The Bible specifically mentions that the Israelites “took their bread [with them] before it was leavened” on the flight from Egypt (Exodus 12:34), which says to me that the day-long rising practice was at least as common as the crispbread-making method. I certainly would have let my dough rise as often as possible, maybe even using sourdough starter, a.k.a. “mother dough,” which is hardly a modern invention. Crackers make a nice change of pace once in a while, but if flavorful thick bread is available just by leaving out the dough for a day, why not go for it?
This post — actually, the blog itself — could be subtitled, “Why Everything Jewish Today Really Comes from Ancient Egypt.” So I will mention another bit of research I recently came across about an Egyptian god named Khonsu. By the time of the New Kingdom, which covers the period many scholars think that the Exodus might have occurred, Khonsu was worshipped in Temple of Karnak texts as the creator of the universe: “[T]he great god of the first moment . . . who came into existence at the beginning.” The texts also mention Khonsu, possibly with his mother and/or consort, watching “the waters circulate in their sight” and say that his son will “illuminate the land from darkness.” All of this phraseology is very familiar from the Book of Genesis (Gen 1:1–3). Does this mean that Khonsu is the original version of Yahveh, the god of Israel?
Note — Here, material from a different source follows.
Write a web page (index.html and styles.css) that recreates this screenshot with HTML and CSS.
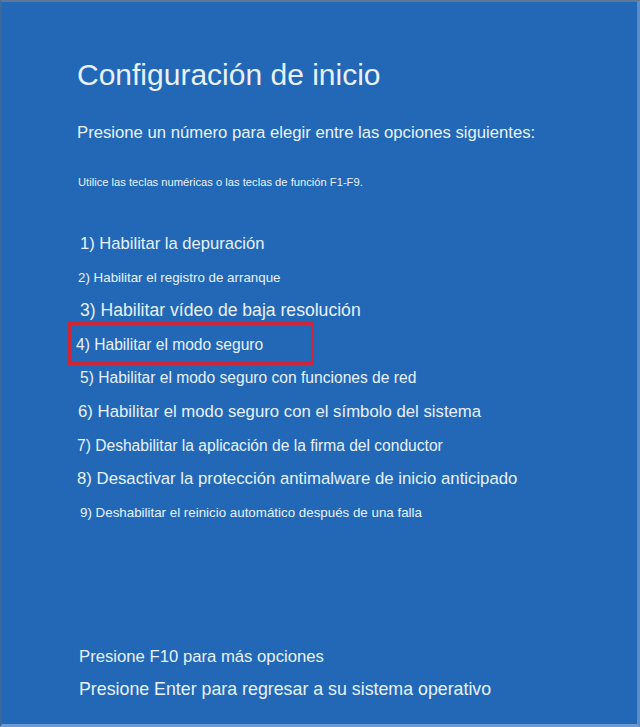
FILE: index.html
```html
<!DOCTYPE html>
<html lang="es">
<head>
<meta charset="utf-8">
<title>Configuración de inicio</title>
<link rel="stylesheet" href="styles.css">
</head>
<body>
<div class="screen">
  <h1 class="title">Configuración de inicio</h1>
  <p class="prompt">Presione un número para elegir entre las opciones siguientes:</p>
  <p class="hint">Utilice las teclas numéricas o las teclas de función F1-F9.</p>
  <ul class="options">
    <li class="opt s16 i80">1) Habilitar la depuración</li>
    <li class="opt s13 i78">2) Habilitar el registro de arranque</li>
    <li class="opt s17 i80">3) Habilitar vídeo de baja resolución</li>
    <li class="opt s15 i76 selected">4) Habilitar el modo seguro</li>
    <li class="opt s15 i80">5) Habilitar el modo seguro con funciones de red</li>
    <li class="opt s16b i78">6) Habilitar el modo seguro con el símbolo del sistema</li>
    <li class="opt s15 i77">7) Deshabilitar la aplicación de la firma del conductor</li>
    <li class="opt s16b i77">8) Desactivar la protección antimalware de inicio anticipado</li>
    <li class="opt s13 i80">9) Deshabilitar el reinicio automático después de una falla</li>
  </ul>
  <div class="footer">
    <p class="foot f1">Presione F10 para más opciones</p>
    <p class="foot f2">Presione Enter para regresar a su sistema operativo</p>
  </div>
</div>
</body>
</html>
```
FILE: styles.css
```css
html, body {
  margin: 0;
  padding: 0;
  background: #2267b5;
}
.screen {
  box-sizing: border-box;
  width: 640px;
  height: 727px;
  background: #2268b6;
  border-top: 2px solid #5d7898;
  border-left: 2px solid #3f6797;
  border-right: 3px solid #5b8ccc;
  border-bottom: 3px solid #6b9ad4;
  color: #e8f1fb;
  font-family: "Liberation Sans", Arial, sans-serif;
  display: flex;
  flex-direction: column;
}
.title {
  margin: 53px 0 0 75px;
  font-size: 30px;
  font-weight: normal;
  line-height: 40px;
}
.prompt {
  margin: 28px 0 0 75px;
  font-size: 16.7px;
  line-height: 20px;
}
.hint {
  margin: 32px 0 0 76px;
  font-size: 11.2px;
  line-height: 14px;
}
.options {
  list-style: none;
  margin: 38px 0 0 0;
  padding: 0;
}
.opt {
  height: 33.6px;
  line-height: 33.6px;
  white-space: nowrap;
}
.s13 { font-size: 13.35px; }
.s15 { font-size: 15.6px; }
.s16 { font-size: 16.6px; }
.s16b { font-size: 16.75px; }
.s17 { font-size: 17.6px; }
.i76 { padding-left: 74px; }
.i77 { padding-left: 75px; }
.i78 { padding-left: 76px; }
.i80 { padding-left: 78px; }
.selected {
  position: relative;
}
.selected::before {
  content: "";
  position: absolute;
  left: 66px;
  top: -6px;
  width: 240px;
  height: 37px;
  border: 3px solid #cf2637;
}
.footer {
  margin-top: auto;
  margin-bottom: 18px;
}
.foot {
  margin: 0 0 0 77px;
  height: 33px;
  line-height: 33px;
}
.f1 { font-size: 16.7px; }
.f2 { font-size: 17.8px; }
```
Well, there’s a bunch of other lines in those Temple of Karnak verses, including some that might be more appropriate to the Song of Solomon: “May I give to you Maat [the goddess of harmony and social balance] with this my left hand . . . that you might anoint the skin with her sight . . . that you might live in her flesh, that you might fashion with her precious stone glistening on her skin, that your heart might come out of the semen of your father . . .” The cosmogony also includes a whole lot of extras, compared with the elegant austerity of the Genesis myth that simply enumerates days and catalogs the aspects of the universe created. “The sky will spit forth an egg, like the egg of a falcon,” says the Karnak praise. “. . . That is how the second snake came into being with the face of a beetle likewise.”
The excerpts I am including here, translated by Eugene Cruz-Uribe of the University of Indiana East, make much more sense to modern eyes than the original, believe me.
So while I do think it is possible that the concept of a creator god — as opposed to other gods with other jobs — might have come to the Bible by way of the Egyptians, I don’t know that it’s fair to give them all the credit. In some ways, there is less to Genesis than there is to the Egyptian theophanies — and that is not a bad thing. As the Jewish Supreme Court Justice Louis Brandeis once famously said, “There is no great writing, only great rewriting.” Even if Khonsu was the first draft, Yahveh has become the final version — at least up to now.